File f = new File("sourcfile.txt");
Reader r = new InputStreamReader(new FileInputStream(f), "UTF-8");
preparedStatement.setCharacterStream(1, r, f.length());

which worked fine for most JDBC drivers except for Derby as Derby (rightfully)
complains that the value supplied (f.length()) does not match the number of
characters read from the stream.

I can't image a way where I can supply the correct length when using a Reader to
supply the Clob content. If I was able to "create" Clob instance in a generic
way, I think this could solve the problem as the Clob interface contains a
setCharacterStream() which does not require a length parameter.
But how would I create the Clob instance if I don't know which driver will be
used at runtime?

Any input appreciated.

Thanks in advance
Thomas
joeNOSPAM@BEA.com - 14 Aug 2007 20:26 GMT
On Aug 14, 10:29 am, Thomas Kellerer <FJIFALSDG...@spammotel.com>
wrote:
> Hello,
>
[quoted text clipped - 30 lines]
> Thanks in advance
> Thomas

Hi. How about trying setBinaryStream() and send the data as raw bytes?
Joe
Thomas Kellerer - 14 Aug 2007 20:39 GMT
joeNOSPAM@BEA.com wrote on 14.08.2007 21:26:
>> What I did so far:
>>
[quoted text clipped - 4 lines]
> Hi. How about trying setBinaryStream() and send the data as raw bytes?
> Joe

Hi Joe,

thanks for the answer, but this would only work if the file's encoding was the
same as the database's encoding.

Thomas
joeNOSPAM@BEA.com - 14 Aug 2007 22:40 GMT
On Aug 14, 12:39 pm, Thomas Kellerer <FJIFALSDG...@spammotel.com>
wrote:
> joeNOS...@BEA.com wrote on 14.08.2007 21:26:>> What I did so far:
>
[quoted text clipped - 11 lines]
>
> Thomas

Well, yes, but I would separate the issues. If you have an encoding
that needs
conversion, do it explicitly at the client, and then store and send
the resulting
data as bytes.
Thomas Kellerer - 14 Aug 2007 22:59 GMT
joeNOSPAM@BEA.com wrote on 14.08.2007 23:40:
> On Aug 14, 12:39 pm, Thomas Kellerer <FJIFALSDG...@spammotel.com>
> wrote:
[quoted text clipped - 17 lines]
> the resulting
> data as bytes.

Which is exactly what the driver should be doing in setCharacterStream() :)

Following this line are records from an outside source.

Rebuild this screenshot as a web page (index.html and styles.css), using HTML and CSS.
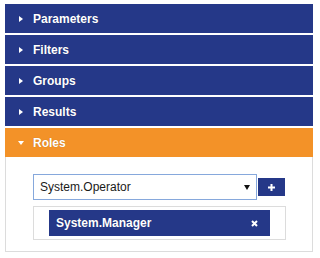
FILE: index.html
```html
<!DOCTYPE html>
<html>
<head>
<meta charset="utf-8">
<link rel="stylesheet" href="styles.css">
</head>
<body>
<div class="panel">
  <div class="hdr"><span class="caret"><span class="tri-right"></span></span><span class="title">Parameters</span></div>
  <div class="hdr"><span class="caret"><span class="tri-right"></span></span><span class="title">Filters</span></div>
  <div class="hdr"><span class="caret"><span class="tri-right"></span></span><span class="title">Groups</span></div>
  <div class="hdr"><span class="caret"><span class="tri-right"></span></span><span class="title">Results</span></div>
  <div class="hdr open"><span class="caret"><span class="tri-down"></span></span><span class="title">Roles</span></div>
  <div class="body">
    <div class="row">
      <div class="select"><span class="sel-text">System.Operator</span><span class="sel-arrow"></span></div>
      <div class="add-btn">
        <svg width="7" height="7" viewBox="0 0 7 7"><path d="M3.5 0V7M0 3.5H7" stroke="#fff" stroke-width="2"/></svg>
      </div>
    </div>
    <div class="list">
      <div class="tag"><span class="tag-text">System.Manager</span>
        <svg class="tag-x" width="7" height="7" viewBox="0 0 7 7"><path d="M1 1L6 6M6 1L1 6" stroke="#fff" stroke-width="2"/></svg>
      </div>
    </div>
  </div>
</div>
</body>
</html>
```
FILE: styles.css
```css
html, body {
  margin: 0;
  padding: 0;
  background: #fff;
  font-family: "Liberation Sans", Arial, sans-serif;
}
.panel {
  width: 308px;
  margin: 4px 0 0 5px;
}
.hdr {
  height: 29px;
  margin-bottom: 2px;
  background: #253888;
  color: #fff;
  display: flex;
  align-items: center;
  font-size: 12px;
  font-weight: bold;
}
.hdr.open {
  background: #f39228;
  margin-bottom: 0;
}
.caret {
  width: 7px;
  margin-left: 12px;
  margin-right: 9px;
  display: flex;
  justify-content: center;
  align-items: center;
}
.tri-right {
  width: 0;
  height: 0;
  border-left: 4px solid #fff;
  border-top: 3.5px solid transparent;
  border-bottom: 3.5px solid transparent;
}
.tri-down {
  width: 0;
  height: 0;
  border-top: 4px solid #fff;
  border-left: 3.5px solid transparent;
  border-right: 3.5px solid transparent;
}
.title {
  text-shadow: 0 0 1px rgba(0,0,0,0.25);
}
.body {
  border: 1px solid #dcdcdc;
  border-top: none;
  padding: 17px 0 11px 27px;
}
.row {
  display: flex;
  align-items: center;
}
.select {
  box-sizing: border-box;
  width: 224px;
  height: 26px;
  border: 1px solid #86a8dc;
  display: flex;
  align-items: center;
  padding: 0 6px 0 6px;
  font-size: 12px;
  color: #1a1a1a;
}
.sel-text {
  flex: 1;
}
.sel-arrow {
  width: 0;
  height: 0;
  border-top: 5px solid #111;
  border-left: 3px solid transparent;
  border-right: 3px solid transparent;
  margin-top: 1px;
}
.add-btn {
  width: 27px;
  height: 18px;
  margin-left: 1px;
  background: #253888;
  display: flex;
  align-items: center;
  justify-content: center;
}
.add-btn svg {
  display: block;
}
.list {
  box-sizing: border-box;
  width: 253px;
  margin-top: 6px;
  border: 1px solid #dcdcdc;
  padding: 3px 0 3px 15px;
}
.tag {
  width: 221px;
  height: 26px;
  box-sizing: border-box;
  background: #253888;
  color: #fff;
  font-size: 12px;
  font-weight: bold;
  display: flex;
  align-items: center;
  padding: 0 12px 0 7px;
}
.tag-text {
  flex: 1;
  text-shadow: 0 0 1px rgba(0,0,0,0.25);
}
.tag-x {
  display: block;
}
```
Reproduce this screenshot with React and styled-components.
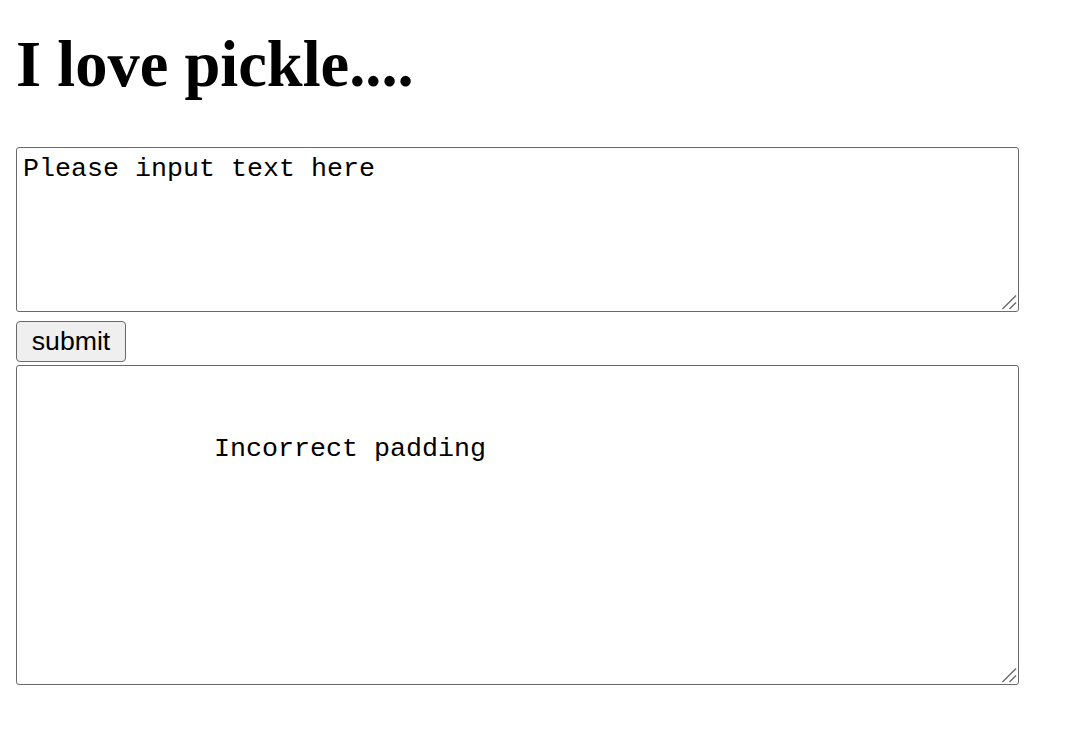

The problem is, as this is a generic routine, I would first need to find out the
encoding of the database (or the table, or the column). Not an easy task if you
don't know which DBMS and driver will be used.

But even if I could get that to work, I would still need to encode the full
file, because the number of bytes (in the binary representation) of the target
encoding might be different than those in the original encoding.

So I guess my best bet is to test-read the file to get the real length in
characters (using e.g. BufferedReader.skip()) before calling
setCharacterStream(). It does work, but there is obviously an overhead involved
(especially on large files).

Thomas
Frank Meyer - 15 Aug 2007 13:04 GMT
> File f = new File("sourcfile.txt");
> Reader r = new InputStreamReader(new FileInputStream(f), "UTF-8");
> preparedStatement.setCharacterStream(1, r, f.length());

Hi Thomas,

have a look at
http://java.sun.com/mailers/techtips/corejava/2007/tt0207.html#1
where this issue may be clarified.

Frank
Thomas Kellerer - 15 Aug 2007 13:37 GMT
Frank Meyer wrote on 15.08.2007 14:04:
>> File f = new File("sourcfile.txt");
>> Reader r = new InputStreamReader(new FileInputStream(f), "UTF-8");
[quoted text clipped - 5 lines]
> http://java.sun.com/mailers/techtips/corejava/2007/tt0207.html#1
> where this issue may be clarified.

Hi Frank

thanks for the answer, but I don't understand the relation to my question.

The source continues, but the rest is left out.